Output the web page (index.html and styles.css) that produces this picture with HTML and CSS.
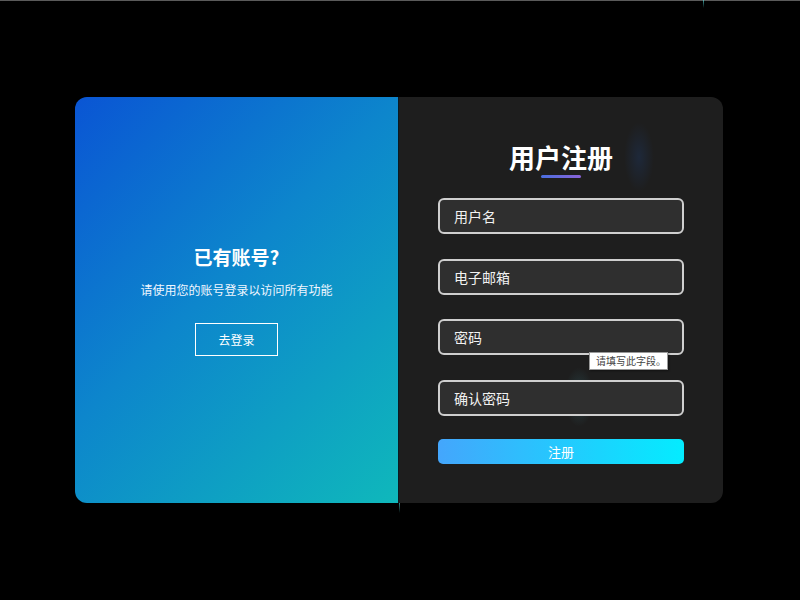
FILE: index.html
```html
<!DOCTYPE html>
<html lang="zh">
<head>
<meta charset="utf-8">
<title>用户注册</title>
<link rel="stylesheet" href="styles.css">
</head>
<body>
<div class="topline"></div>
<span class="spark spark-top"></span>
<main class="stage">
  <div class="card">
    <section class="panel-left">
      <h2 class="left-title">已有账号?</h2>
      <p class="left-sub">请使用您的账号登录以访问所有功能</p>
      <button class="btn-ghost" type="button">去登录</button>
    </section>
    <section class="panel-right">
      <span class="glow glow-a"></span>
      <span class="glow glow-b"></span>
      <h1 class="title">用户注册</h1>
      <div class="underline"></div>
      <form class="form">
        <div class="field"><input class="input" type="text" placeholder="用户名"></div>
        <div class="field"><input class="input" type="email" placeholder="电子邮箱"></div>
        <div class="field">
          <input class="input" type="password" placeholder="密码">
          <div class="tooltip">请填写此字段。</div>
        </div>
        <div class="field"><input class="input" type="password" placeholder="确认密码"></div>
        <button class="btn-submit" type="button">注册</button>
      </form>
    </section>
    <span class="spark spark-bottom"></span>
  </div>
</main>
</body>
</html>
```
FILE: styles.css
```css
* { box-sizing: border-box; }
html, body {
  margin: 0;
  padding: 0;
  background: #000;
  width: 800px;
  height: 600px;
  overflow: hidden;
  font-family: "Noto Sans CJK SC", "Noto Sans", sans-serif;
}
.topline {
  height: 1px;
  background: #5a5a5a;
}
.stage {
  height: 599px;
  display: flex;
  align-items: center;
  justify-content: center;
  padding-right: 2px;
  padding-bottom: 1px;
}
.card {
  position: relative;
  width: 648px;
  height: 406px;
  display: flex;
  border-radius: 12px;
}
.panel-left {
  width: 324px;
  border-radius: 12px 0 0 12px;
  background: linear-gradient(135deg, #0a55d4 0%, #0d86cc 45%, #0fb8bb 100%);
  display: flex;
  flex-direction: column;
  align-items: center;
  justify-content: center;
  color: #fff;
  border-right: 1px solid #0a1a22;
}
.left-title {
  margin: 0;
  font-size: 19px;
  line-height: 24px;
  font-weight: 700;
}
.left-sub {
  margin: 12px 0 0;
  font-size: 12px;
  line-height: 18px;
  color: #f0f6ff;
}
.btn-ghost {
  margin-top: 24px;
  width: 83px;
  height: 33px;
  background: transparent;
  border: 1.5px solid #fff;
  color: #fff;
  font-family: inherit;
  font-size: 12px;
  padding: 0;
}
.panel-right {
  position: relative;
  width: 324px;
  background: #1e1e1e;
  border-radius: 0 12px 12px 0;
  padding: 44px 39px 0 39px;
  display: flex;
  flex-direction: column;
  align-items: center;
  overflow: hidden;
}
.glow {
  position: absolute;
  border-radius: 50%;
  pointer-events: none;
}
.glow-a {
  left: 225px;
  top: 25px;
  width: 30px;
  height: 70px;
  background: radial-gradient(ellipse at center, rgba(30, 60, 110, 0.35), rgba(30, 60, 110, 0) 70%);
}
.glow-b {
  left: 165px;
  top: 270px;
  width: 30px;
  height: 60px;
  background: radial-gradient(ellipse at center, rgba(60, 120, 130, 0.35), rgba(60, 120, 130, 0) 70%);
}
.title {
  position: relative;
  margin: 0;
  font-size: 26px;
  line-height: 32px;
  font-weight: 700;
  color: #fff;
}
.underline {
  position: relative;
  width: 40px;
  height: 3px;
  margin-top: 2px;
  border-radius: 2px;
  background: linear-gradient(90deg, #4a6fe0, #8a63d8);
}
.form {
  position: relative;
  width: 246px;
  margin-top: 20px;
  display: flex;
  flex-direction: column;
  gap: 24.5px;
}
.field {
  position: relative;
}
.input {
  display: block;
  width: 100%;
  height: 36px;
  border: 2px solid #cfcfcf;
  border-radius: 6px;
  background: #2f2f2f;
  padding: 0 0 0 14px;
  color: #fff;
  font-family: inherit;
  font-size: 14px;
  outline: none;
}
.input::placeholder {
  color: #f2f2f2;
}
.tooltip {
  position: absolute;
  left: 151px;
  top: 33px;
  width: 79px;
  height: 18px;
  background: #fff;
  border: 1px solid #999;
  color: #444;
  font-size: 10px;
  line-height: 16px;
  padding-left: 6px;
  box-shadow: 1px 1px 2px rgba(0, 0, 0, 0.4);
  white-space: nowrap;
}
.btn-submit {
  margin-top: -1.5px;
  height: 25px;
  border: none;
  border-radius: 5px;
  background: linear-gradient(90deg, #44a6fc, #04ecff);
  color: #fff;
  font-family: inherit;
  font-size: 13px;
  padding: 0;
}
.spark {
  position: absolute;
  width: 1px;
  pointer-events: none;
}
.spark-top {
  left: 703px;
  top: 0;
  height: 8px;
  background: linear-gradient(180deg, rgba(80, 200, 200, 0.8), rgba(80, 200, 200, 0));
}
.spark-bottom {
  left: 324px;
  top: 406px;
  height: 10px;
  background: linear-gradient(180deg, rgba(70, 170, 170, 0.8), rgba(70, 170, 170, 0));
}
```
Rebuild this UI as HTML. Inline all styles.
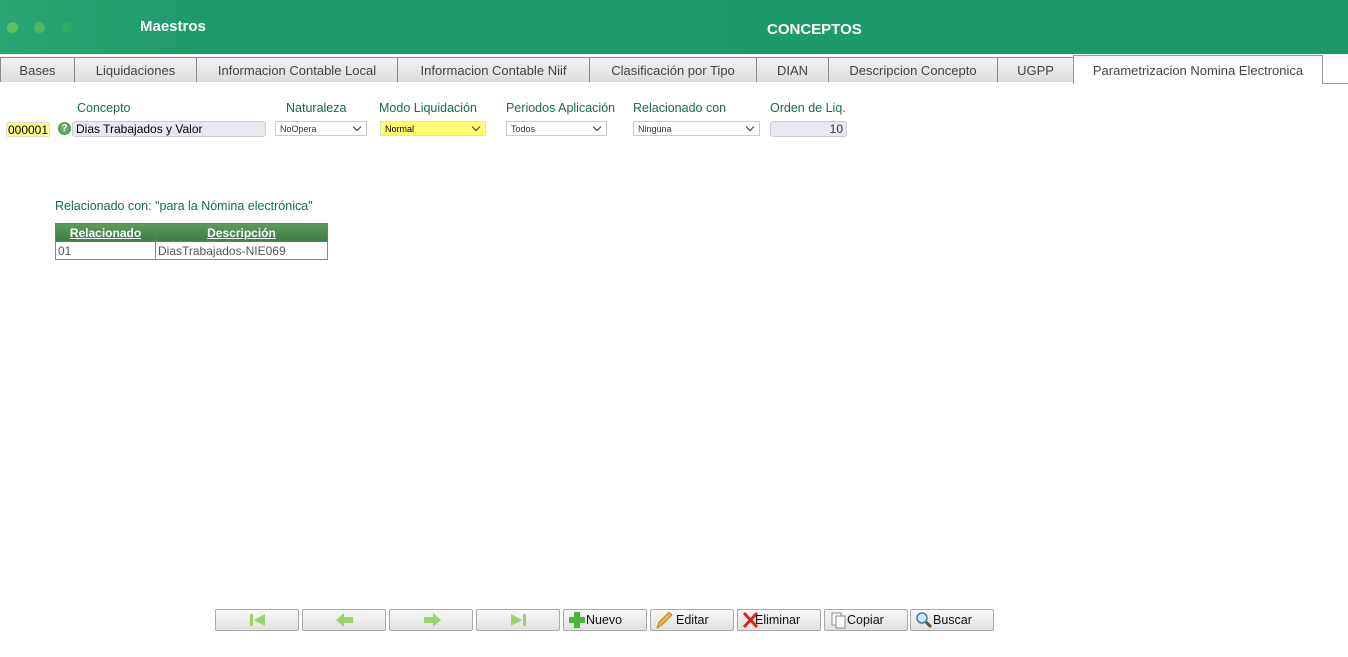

**Task prompt**
Transcribe all of the records above character for character. Exclude the pictures.

**Result**
Output the web page (index.html and styles.css) that produces this picture with HTML and CSS.
FILE: index.html
```html
<!DOCTYPE html>
<html lang="zh">
<head>
<meta charset="utf-8">
<title>用户注册</title>
<link rel="stylesheet" href="styles.css">
</head>
<body>
<div class="topline"></div>
<span class="spark spark-top"></span>
<main class="stage">
  <div class="card">
    <section class="panel-left">
      <h2 class="left-title">已有账号?</h2>
      <p class="left-sub">请使用您的账号登录以访问所有功能</p>
      <button class="btn-ghost" type="button">去登录</button>
    </section>
    <section class="panel-right">
      <span class="glow glow-a"></span>
      <span class="glow glow-b"></span>
      <h1 class="title">用户注册</h1>
      <div class="underline"></div>
      <form class="form">
        <div class="field"><input class="input" type="text" placeholder="用户名"></div>
        <div class="field"><input class="input" type="email" placeholder="电子邮箱"></div>
        <div class="field">
          <input class="input" type="password" placeholder="密码">
          <div class="tooltip">请填写此字段。</div>
        </div>
        <div class="field"><input class="input" type="password" placeholder="确认密码"></div>
        <button class="btn-submit" type="button">注册</button>
      </form>
    </section>
    <span class="spark spark-bottom"></span>
  </div>
</main>
</body>
</html>
```
FILE: styles.css
```css
* { box-sizing: border-box; }
html, body {
  margin: 0;
  padding: 0;
  background: #000;
  width: 800px;
  height: 600px;
  overflow: hidden;
  font-family: "Noto Sans CJK SC", "Noto Sans", sans-serif;
}
.topline {
  height: 1px;
  background: #5a5a5a;
}
.stage {
  height: 599px;
  display: flex;
  align-items: center;
  justify-content: center;
  padding-right: 2px;
  padding-bottom: 1px;
}
.card {
  position: relative;
  width: 648px;
  height: 406px;
  display: flex;
  border-radius: 12px;
}
.panel-left {
  width: 324px;
  border-radius: 12px 0 0 12px;
  background: linear-gradient(135deg, #0a55d4 0%, #0d86cc 45%, #0fb8bb 100%);
  display: flex;
  flex-direction: column;
  align-items: center;
  justify-content: center;
  color: #fff;
  border-right: 1px solid #0a1a22;
}
.left-title {
  margin: 0;
  font-size: 19px;
  line-height: 24px;
  font-weight: 700;
}
.left-sub {
  margin: 12px 0 0;
  font-size: 12px;
  line-height: 18px;
  color: #f0f6ff;
}
.btn-ghost {
  margin-top: 24px;
  width: 83px;
  height: 33px;
  background: transparent;
  border: 1.5px solid #fff;
  color: #fff;
  font-family: inherit;
  font-size: 12px;
  padding: 0;
}
.panel-right {
  position: relative;
  width: 324px;
  background: #1e1e1e;
  border-radius: 0 12px 12px 0;
  padding: 44px 39px 0 39px;
  display: flex;
  flex-direction: column;
  align-items: center;
  overflow: hidden;
}
.glow {
  position: absolute;
  border-radius: 50%;
  pointer-events: none;
}
.glow-a {
  left: 225px;
  top: 25px;
  width: 30px;
  height: 70px;
  background: radial-gradient(ellipse at center, rgba(30, 60, 110, 0.35), rgba(30, 60, 110, 0) 70%);
}
.glow-b {
  left: 165px;
  top: 270px;
  width: 30px;
  height: 60px;
  background: radial-gradient(ellipse at center, rgba(60, 120, 130, 0.35), rgba(60, 120, 130, 0) 70%);
}
.title {
  position: relative;
  margin: 0;
  font-size: 26px;
  line-height: 32px;
  font-weight: 700;
  color: #fff;
}
.underline {
  position: relative;
  width: 40px;
  height: 3px;
  margin-top: 2px;
  border-radius: 2px;
  background: linear-gradient(90deg, #4a6fe0, #8a63d8);
}
.form {
  position: relative;
  width: 246px;
  margin-top: 20px;
  display: flex;
  flex-direction: column;
  gap: 24.5px;
}
.field {
  position: relative;
}
.input {
  display: block;
  width: 100%;
  height: 36px;
  border: 2px solid #cfcfcf;
  border-radius: 6px;
  background: #2f2f2f;
  padding: 0 0 0 14px;
  color: #fff;
  font-family: inherit;
  font-size: 14px;
  outline: none;
}
.input::placeholder {
  color: #f2f2f2;
}
.tooltip {
  position: absolute;
  left: 151px;
  top: 33px;
  width: 79px;
  height: 18px;
  background: #fff;
  border: 1px solid #999;
  color: #444;
  font-size: 10px;
  line-height: 16px;
  padding-left: 6px;
  box-shadow: 1px 1px 2px rgba(0, 0, 0, 0.4);
  white-space: nowrap;
}
.btn-submit {
  margin-top: -1.5px;
  height: 25px;
  border: none;
  border-radius: 5px;
  background: linear-gradient(90deg, #44a6fc, #04ecff);
  color: #fff;
  font-family: inherit;
  font-size: 13px;
  padding: 0;
}
.spark {
  position: absolute;
  width: 1px;
  pointer-events: none;
}
.spark-top {
  left: 703px;
  top: 0;
  height: 8px;
  background: linear-gradient(180deg, rgba(80, 200, 200, 0.8), rgba(80, 200, 200, 0));
}
.spark-bottom {
  left: 324px;
  top: 406px;
  height: 10px;
  background: linear-gradient(180deg, rgba(70, 170, 170, 0.8), rgba(70, 170, 170, 0));
}
```
Rebuild this UI as HTML. Inline all styles.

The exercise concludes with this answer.